Felts, a former longtime head of the College's Joseph P. Riley Center for Urban Affairs and Policy Studies, is now heavily involved with the Community and Regional Resilience Institute (CARRI). Felts is excited to be part of this program saying, "It actually has the potential to change the quality of peoples' lives."

CARRI is a program funded by the U.S. Department of Homeland Security. The program looks at prevention, protection, response and recovery to enhance the resilience of communities after natural disasters damage the area's infrastructure, economic and social systems. "We don't think that resilience is specific to any disaster but we think resilience is general," Felts says.

CARRI puts communities through an assessment to see what makes people attached to where they live. According to Felts, "Having a strong sense of place increases the community's ability to recover."

CARRI wants to measure what makes people want to come back to their community to rebuild and restore with their assessments. Having a high "resilience rate" is a positive for communities. Businesses could be more inclined to move to an area with a high resilience rate because there is a greater chance that their business will be restored and the city will be able and willing to recover. Families could also be more prone to move to a high resilience area so they feel better about what will happen to their house and community after a disaster.

For homeowners, this could have a positive affect on insurance rates. CARRI has made many strides to get to where it is now. According to the organization's website, "It is available now to assist communities, leaders and policy makers at all levels to understand and implement policies and procedures that protect citizens, communities and regions against severe disruptions by enhancing their resilience, increasing their ability to respond and recover quickly, effectively and efficiently."

Felts has impressed his colleagues with his involvement with CARRI. "Dr. Felts has done some really innovative and insightful work on human vulnerability to hazards in the Lowcountry and on building community resilience to those hazards," says fellow political science professor Kevin Keenan. "Through the CARRI Institute, Dr. Felts has engaged in academic leadership that helps policy makers and communities themselves think about fostering resiliency."

For the last year, Felts has not been working on CARRI projects that are specific to the Charleston area. Those have been taken over by what is called a "legacy organization," the Berkeley-Dorchester-Charleston Council of Government, who will continue to make progress in Charleston and have now institutionalized these ideas into their organization.

Felts is now working with groups from Jackson State University in Alabama, people from Homeland Security, the Savannah River National Lab and Oak Ridge National Lab. They have successfully completed the first draft of the assessment for resilience and it is now being passed to practitioners and subject matter experts, putting it in the second phase.

Among Felts many local-oriented initiatives as director of the Riley Center for Urban Affairs and Policy Studies was as principal investigator of the Hope VI project. Horizon Village is a public housing community located in North Charleston that was built, thanks to Hope VI. It has a mixed market: homes for sale at market price, homes for sale with subsidies and public housing.
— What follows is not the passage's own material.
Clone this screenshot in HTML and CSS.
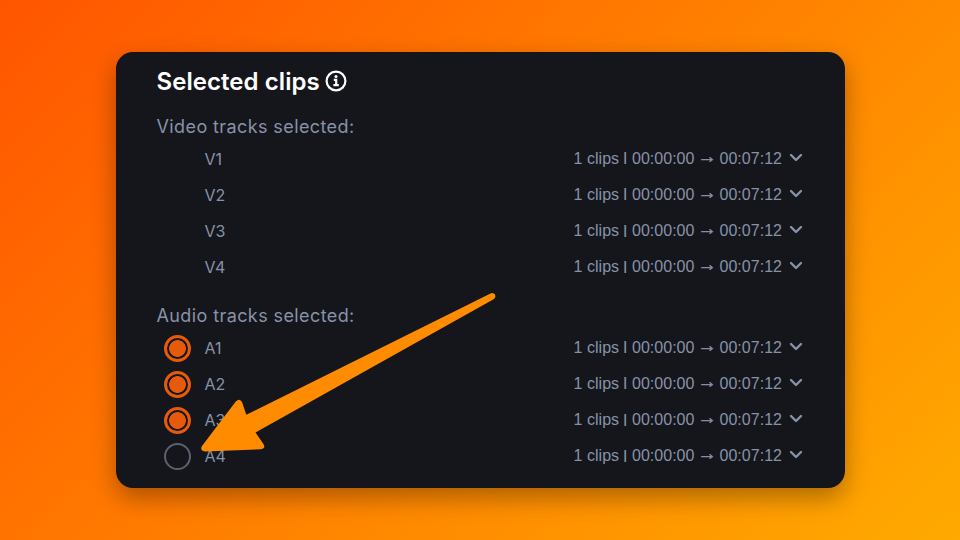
FILE: index.html
```html
<!doctype html>
<html lang="en">
    <head>
        <meta charset="UTF-8" />
        <meta name="viewport" content="width=device-width, initial-scale=1.0" />
        <title>Selected clips</title>
        <link rel="stylesheet" href="styles.css">
    </head>
    <body>
        <main class="card">
            <h1 class="title">
                <span>Selected clips</span>
                <svg class="info-icon" viewBox="0 0 22 22">
                    <circle cx="11" cy="11" r="9.4" />
                    <path d="M8.8 9.8h2.4v5M8.4 15.1h5.4" />
                    <circle class="dot" cx="11" cy="6.6" r="1.5" />
                </svg>
            </h1>

            <section class="tracks">
                <h2>Video tracks selected:</h2>
                <ul id="videoTracks"></ul>
            </section>

            <section class="tracks">
                <h2>Audio tracks selected:</h2>
                <ul id="audioTracks"></ul>
            </section>
        </main>

        <!-- arrow pointing at the A4 toggle -->
        <svg class="pointer" viewBox="0 0 960 540">
            <path d="M490.5 293.4Q493.5 292.2 495 294.6Q496.2 297.6 493.6 299.2L255.5 432.4L263.6 444.2Q265.8 448.6 261 449.2L205 451.4Q199.5 450.6 202 446L235.8 401.5Q239.8 397.4 242.2 402.4L246.3 414.7Z" />
        </svg>

        <script>
        const videoTracks = [{ name: "V1" }, { name: "V2" }, { name: "V3" }, { name: "V4" }];
        const audioTracks = [
            { name: "A1", selected: true },
            { name: "A2", selected: true },
            { name: "A3", selected: true },
            { name: "A4", selected: false },
        ];

        function renderTracks(id, tracks) {
            const list = document.getElementById(id);

            tracks.forEach((track) => {
                let radio = "";
                if ("selected" in track) {
                    radio = `<span class="radio ${track.selected ? "on" : ""}"></span>`;
                }

                const row = document.createElement("li");
                row.className = "track";
                row.innerHTML = `
                    <span class="toggle">${radio}</span>
                    <span class="name">${track.name}</span>
                    <span class="range">1 clips <span class="bar">|</span> 00:00:00 <span class="arrow">→</span> 00:07:12</span>
                    <svg class="chevron" viewBox="0 0 14 10"><path d="M2 2l5 5 5-5" /></svg>`;
                list.appendChild(row);
            });
        }

        renderTracks("videoTracks", videoTracks);
        renderTracks("audioTracks", audioTracks);
        </script>
    </body>
</html>
```

FILE: styles.css
```css
* {
    box-sizing: border-box;
    margin: 0;
    padding: 0;
}

body {
    font-family: Inter, "Liberation Sans", sans-serif;
    background: linear-gradient(135deg, #ff5500, #ffaa00);
    width: 960px;
    height: 540px;
    padding: 52px 115px 52px 116px;
    overflow: hidden;
}

.card {
    height: 436px;
    padding: 13px 42.5px 0 40.5px;
    border-radius: 17px;
    background-color: #15161b;
    color: #8792a9;
    box-shadow: 0 10px 24px rgba(0, 0, 0, 0.32);
}

.title {
    display: flex;
    align-items: center;
    gap: 5.5px;
    height: 32px;
    color: #fff;
    font-size: 24px;
    font-weight: 600;
    letter-spacing: 0.06px;
}

.info-icon {
    width: 22px;
    height: 22px;
    fill: none;
    stroke: #fff;
    stroke-width: 2.2;
}

.info-icon .dot {
    fill: #fff;
    stroke: none;
}

.tracks {
    padding-top: 17px;
}

.tracks + .tracks {
    padding-top: 18px;
}

h2 {
    height: 26px;
    line-height: 26px;
    font-size: 18px;
    font-weight: 400;
    letter-spacing: 0.4px;
}

ul {
    list-style: none;
}

.track {
    display: flex;
    align-items: center;
    height: 36.15px;
    font-size: 16px;
}

#videoTracks {
    height: 145px;
}

.toggle {
    width: 48px;
    padding: 3px 0 0 7px;
}

.radio {
    display: block;
    width: 27px;
    height: 27px;
    border: 2px solid #5c616e;
    border-radius: 50%;
}

.radio.on {
    border: 3px solid #e65a0c;
    background: radial-gradient(circle, #e65a0c 8px, transparent 8.7px);
}

.name {
    padding-top: 2px;
}

.range {
    margin-left: auto;
    padding-top: 0.5px;
    font-family: "Liberation Sans", Arial, sans-serif;
    letter-spacing: 0.03px;
    white-space: nowrap;
}

.bar {
    padding-right: 0.5px;
    font-size: 12px;
    font-weight: 700;
    vertical-align: 2.5px;
}

.arrow {
    display: inline-block;
    line-height: 1;
    vertical-align: 2px;
    transform: scale(1.2);
    -webkit-text-stroke: 0.4px #8792a9;
}

.chevron {
    width: 14px;
    height: 10px;
    margin-left: 6.5px;
    fill: none;
    stroke: #8792a9;
    stroke-width: 2.4;
    stroke-linecap: round;
    stroke-linejoin: round;
}

.pointer {
    position: absolute;
    top: 0;
    left: 0;
    width: 960px;
    height: 540px;
    fill: #ff8c00;
    pointer-events: none;
}
```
The idea is that people on welfare living next to people that are not on welfare could create a positive atmosphere.

Along with his research, Felts teaches a full load of classes in the political science department. He teaches master’s courses in public administration, public finance, and the capstone seminar.

After many years at the College of Charleston, Dr. Arthur Felts has been a leading asset to the College, making numerous significant contributions to the political science department and public administration graduate program.